[start of DATASET SECTION]

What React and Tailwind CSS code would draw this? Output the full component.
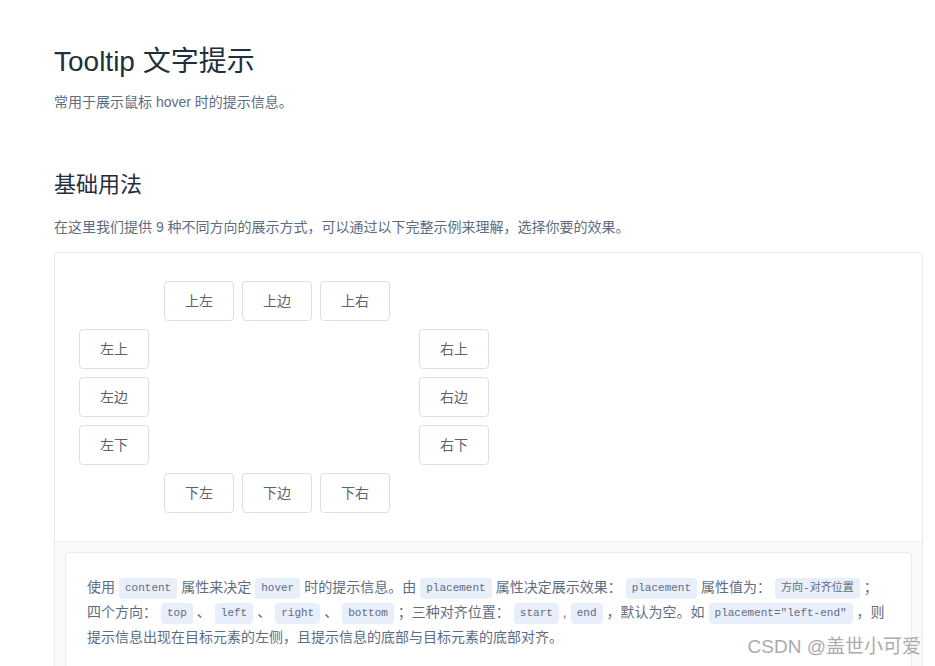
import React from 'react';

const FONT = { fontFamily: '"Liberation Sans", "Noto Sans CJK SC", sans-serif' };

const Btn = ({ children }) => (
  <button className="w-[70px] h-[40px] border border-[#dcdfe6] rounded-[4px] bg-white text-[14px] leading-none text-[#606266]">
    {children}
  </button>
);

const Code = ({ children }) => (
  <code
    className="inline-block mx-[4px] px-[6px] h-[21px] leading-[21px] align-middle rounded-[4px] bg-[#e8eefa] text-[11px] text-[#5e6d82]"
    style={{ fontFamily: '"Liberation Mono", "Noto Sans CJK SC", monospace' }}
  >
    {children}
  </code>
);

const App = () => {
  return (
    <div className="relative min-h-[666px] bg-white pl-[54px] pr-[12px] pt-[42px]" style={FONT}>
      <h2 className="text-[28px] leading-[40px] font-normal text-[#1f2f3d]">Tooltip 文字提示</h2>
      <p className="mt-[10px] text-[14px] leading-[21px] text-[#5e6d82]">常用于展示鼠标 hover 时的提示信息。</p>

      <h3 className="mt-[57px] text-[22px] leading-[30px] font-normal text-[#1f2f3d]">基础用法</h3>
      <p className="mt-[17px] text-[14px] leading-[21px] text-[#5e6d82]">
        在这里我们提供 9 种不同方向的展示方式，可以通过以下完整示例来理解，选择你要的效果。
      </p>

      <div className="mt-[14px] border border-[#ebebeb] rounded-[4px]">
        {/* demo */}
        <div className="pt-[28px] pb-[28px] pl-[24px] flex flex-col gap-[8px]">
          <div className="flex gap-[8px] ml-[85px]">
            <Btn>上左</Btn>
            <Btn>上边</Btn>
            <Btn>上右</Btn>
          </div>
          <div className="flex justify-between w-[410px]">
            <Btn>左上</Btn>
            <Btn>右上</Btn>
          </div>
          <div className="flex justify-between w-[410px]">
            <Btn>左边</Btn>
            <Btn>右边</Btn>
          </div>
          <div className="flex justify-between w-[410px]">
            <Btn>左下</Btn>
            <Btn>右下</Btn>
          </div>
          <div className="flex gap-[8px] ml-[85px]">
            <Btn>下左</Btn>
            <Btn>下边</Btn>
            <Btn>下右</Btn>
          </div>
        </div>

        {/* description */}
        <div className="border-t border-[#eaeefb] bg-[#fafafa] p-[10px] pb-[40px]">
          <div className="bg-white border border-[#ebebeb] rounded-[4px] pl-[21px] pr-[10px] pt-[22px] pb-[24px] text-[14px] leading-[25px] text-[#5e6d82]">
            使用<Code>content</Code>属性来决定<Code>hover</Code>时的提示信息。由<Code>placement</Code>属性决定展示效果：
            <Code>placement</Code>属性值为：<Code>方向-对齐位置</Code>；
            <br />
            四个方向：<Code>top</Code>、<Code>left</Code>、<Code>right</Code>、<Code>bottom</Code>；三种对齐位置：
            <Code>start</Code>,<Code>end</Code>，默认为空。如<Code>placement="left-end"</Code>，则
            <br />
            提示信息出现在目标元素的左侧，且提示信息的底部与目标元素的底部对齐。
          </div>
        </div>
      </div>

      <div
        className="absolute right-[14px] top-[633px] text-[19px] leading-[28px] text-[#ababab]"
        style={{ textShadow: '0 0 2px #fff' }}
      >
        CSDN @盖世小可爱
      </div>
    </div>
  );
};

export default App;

[end of DATASET SECTION]

YOUR OBJECTIVE: In the copy, include no pictures; restate the listing above exactly.

EXERCISE SOLUTION:
What React and Tailwind CSS code would draw this? Output the full component.
import React from 'react';

const FONT = { fontFamily: '"Liberation Sans", "Noto Sans CJK SC", sans-serif' };

const Btn = ({ children }) => (
  <button className="w-[70px] h-[40px] border border-[#dcdfe6] rounded-[4px] bg-white text-[14px] leading-none text-[#606266]">
    {children}
  </button>
);

const Code = ({ children }) => (
  <code
    className="inline-block mx-[4px] px-[6px] h-[21px] leading-[21px] align-middle rounded-[4px] bg-[#e8eefa] text-[11px] text-[#5e6d82]"
    style={{ fontFamily: '"Liberation Mono", "Noto Sans CJK SC", monospace' }}
  >
    {children}
  </code>
);

const App = () => {
  return (
    <div className="relative min-h-[666px] bg-white pl-[54px] pr-[12px] pt-[42px]" style={FONT}>
      <h2 className="text-[28px] leading-[40px] font-normal text-[#1f2f3d]">Tooltip 文字提示</h2>
      <p className="mt-[10px] text-[14px] leading-[21px] text-[#5e6d82]">常用于展示鼠标 hover 时的提示信息。</p>

      <h3 className="mt-[57px] text-[22px] leading-[30px] font-normal text-[#1f2f3d]">基础用法</h3>
      <p className="mt-[17px] text-[14px] leading-[21px] text-[#5e6d82]">
        在这里我们提供 9 种不同方向的展示方式，可以通过以下完整示例来理解，选择你要的效果。
      </p>

      <div className="mt-[14px] border border-[#ebebeb] rounded-[4px]">
        {/* demo */}
        <div className="pt-[28px] pb-[28px] pl-[24px] flex flex-col gap-[8px]">
          <div className="flex gap-[8px] ml-[85px]">
            <Btn>上左</Btn>
            <Btn>上边</Btn>
            <Btn>上右</Btn>
          </div>
          <div className="flex justify-between w-[410px]">
            <Btn>左上</Btn>
            <Btn>右上</Btn>
          </div>
          <div className="flex justify-between w-[410px]">
            <Btn>左边</Btn>
            <Btn>右边</Btn>
          </div>
          <div className="flex justify-between w-[410px]">
            <Btn>左下</Btn>
            <Btn>右下</Btn>
          </div>
          <div className="flex gap-[8px] ml-[85px]">
            <Btn>下左</Btn>
            <Btn>下边</Btn>
            <Btn>下右</Btn>
          </div>
        </div>

        {/* description */}
        <div className="border-t border-[#eaeefb] bg-[#fafafa] p-[10px] pb-[40px]">
          <div className="bg-white border border-[#ebebeb] rounded-[4px] pl-[21px] pr-[10px] pt-[22px] pb-[24px] text-[14px] leading-[25px] text-[#5e6d82]">
            使用<Code>content</Code>属性来决定<Code>hover</Code>时的提示信息。由<Code>placement</Code>属性决定展示效果：
            <Code>placement</Code>属性值为：<Code>方向-对齐位置</Code>；
            <br />
            四个方向：<Code>top</Code>、<Code>left</Code>、<Code>right</Code>、<Code>bottom</Code>；三种对齐位置：
            <Code>start</Code>,<Code>end</Code>，默认为空。如<Code>placement="left-end"</Code>，则
            <br />
            提示信息出现在目标元素的左侧，且提示信息的底部与目标元素的底部对齐。
          </div>
        </div>
      </div>

      <div
        className="absolute right-[14px] top-[633px] text-[19px] leading-[28px] text-[#ababab]"
        style={{ textShadow: '0 0 2px #fff' }}
      >
        CSDN @盖世小可爱
      </div>
    </div>
  );
};

export default App;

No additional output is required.